Stories of soldiers coming back home from overseas duty seem like fertile ground for horror movie creators to cultivate. Aside from a few high-profile movies like HOUSE, JACOB’S LADDER, and an episode of The X-Files titled “Sleepless”, the soldier with PTSD theme has not been exploited very often for horror.

Writer/Director Vito Dinatolo steps into the soldier-returns-home genre with his film FACE OF EVIL. Starring Scott Baxter as a war veteran named Jay, the story begins with Jay returning to a welcome home party thrown by his sister Katy (Jamie Bernadette). Soon Jay is reunited with an ex-girlfriend and opening a bottle of liquor he brought back from the Mideast.

As the drink flows and Jay gets closer to his ex, she begins to sicken and then turns into an infected zombie-like creature that acts a bit like a deadite from the EVIL DEAD franchise. Soon the entire party is infected, except for Jay, and he scrambles to find a way to help his friends and sister.

As Jay runs to a nearby gas station looking for help, he bumps into “Sarge” (Chad Bishop) from his old military unit. As the gas attendant turns into a zombie demon, Sarge tells Jay that there is a doctor they need to find, and that doctor has all the answers.

Jay’s trip with Sarge begins part two of the story of FACE OF EVIL. There is a literal title card, announcing that the movie has started part two.
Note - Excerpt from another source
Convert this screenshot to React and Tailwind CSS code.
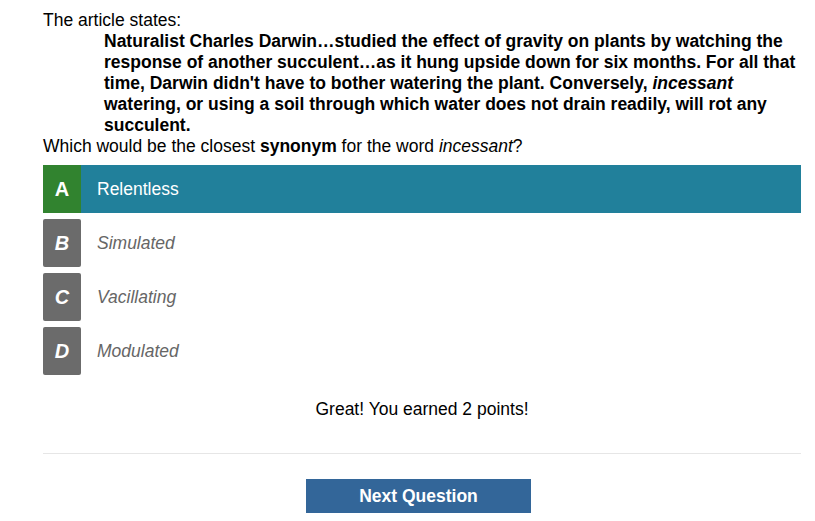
const options = [
  { key: 'A', text: 'Relentless', correct: true },
  { key: 'B', text: 'Simulated' },
  { key: 'C', text: 'Vacillating' },
  { key: 'D', text: 'Modulated' },
];

export default function App() {
  return (
    <div className="min-h-screen bg-white font-['Liberation_Sans',Arial,sans-serif] text-[17.5px] leading-[21px] text-black">
      <div className="ml-[43px] w-[758px] pt-[10px]">
        <p>The article states:</p>
        <p className="ml-[61px] font-bold">
          Naturalist Charles Darwin…studied the effect of gravity on plants by watching the response of another succulent…as it hung upside down for six months. For all that time, Darwin didn't have to bother watering the plant. Conversely, <i>incessant</i> watering, or using a soil through which water does not drain readily, will rot any succulent.
        </p>
        <p>
          Which would be the closest <b>synonym</b> for the word <i>incessant</i>?
        </p>

        {/* answers */}
        <div className="mt-[8px] flex flex-col gap-[6px]">
          {options.map(o => (
            <div key={o.key} className={`flex h-[48px] items-center ${o.correct ? 'bg-[#21809b]' : ''}`}>
              <div className={`flex h-full w-[38px] items-center justify-center text-[20px] font-bold text-white ${o.correct ? 'bg-[#31832f]' : 'rounded-[2px] bg-[#6b6b6b] italic'}`}>
                {o.key}
              </div>
              <span className={`ml-[16px] ${o.correct ? 'text-white' : 'italic text-[#666]'}`}>{o.text}</span>
            </div>
          ))}
        </div>

        <p className="mt-[24px] text-center">Great! You earned 2 points!</p>
        <div className="mt-[33px] h-px bg-[#e6e6e6]" />
        <button className="ml-[263px] mt-[25px] flex h-[34px] w-[225px] items-center justify-center bg-[#336699] font-bold text-white">
          Next Question
        </button>
      </div>
    </div>
  );
}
While puzzled at first about the delineation between the two segments of the movie, it became clear why Dinatolo felt the need to make such a literal separation of the movie.

The first part of FACE OF EVIL is a balls-out splatter film with possessed zombie people chasing the hero, Jay. The second part is a mix of JACOB’S LADDER and the psychedelic road trip movie FEAR AND LOATHING IN LAS VEGAS. Part two is a buddy road trip movie that follows Sarge and Jay’s search for answers to the zombie outbreak, and a descent into Jay’s own mind.

Overall, FACE OF EVIL is very good.

Scott Baxter is asked to shoulder quite a bit of the story as Jay, and does an admirable job. He’s likable and believable in the role of a soldier affected by the brutality of war. Dinatolo, as director, does solid work here. He is obviously influenced by movies like EVIL DEAD and JACOB’S LADDER, as mentioned earlier, and possibly the independent horror film THE CONVENT for his creature designs.

While FACE OF EVIL is solid, its weak point is the transition from part one to part two. The beginning of the movie goes at a bit of a breakneck speed, especially when Jay’s friends begin to turn into monsters. When FACE OF EVIL turns into the buddies on the road movie, the pace slows down considerably. This creates quite a lull in energy in the middle of the film, before it picks up again as the movie reaches its climax, and the story of Jay is unveiled.

The film was named Best Horror Film of the New York City International Film Festival (2017), Best Horror Feature and Best Director at Hollywood International Moving Picture (2016), and Best Horror Feature at Culver City Film Festival (2016).

FACE OF EVIL is worth a look, especially if you’re looking for something a bit off the mainstream.